Une seule ??? et tu sais qui va te la raccommoder ta chaussette après ?


----------



## r e m y (29 Décembre 2004)

Aurelien_ a dit:
			
		

> ...29¤ pour changer de chausette de temps en temps c'est cher!...


Je me disais bien aussi qu'il y avait une drôle d'odeur sur ce forum!


----------



## Aurelien_ (29 Décembre 2004)

Merci les flooders de répondre mais bon c'est pas exactement ce que je cherche...
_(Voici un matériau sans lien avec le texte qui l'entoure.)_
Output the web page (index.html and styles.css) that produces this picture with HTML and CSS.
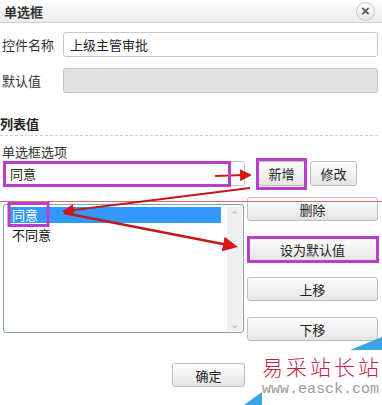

De toute façon ça fait remonter le topic!


----------



## Blytz (29 Décembre 2004)

C'est koi ces chaussettes?


----------



## GlobalCut (29 Décembre 2004)

Blytz a dit:
			
		

> C'est koi ces chaussettes?



c'est ça


----------



## GlobalCut (29 Décembre 2004)

Aurelien_ a dit:
			
		

> Je cherche donc quelqu'un qui aurait acheté le pack de 6 pour le prix de 29,00¤ et qui serait d'accord pour m'en céder une pour 5,00¤.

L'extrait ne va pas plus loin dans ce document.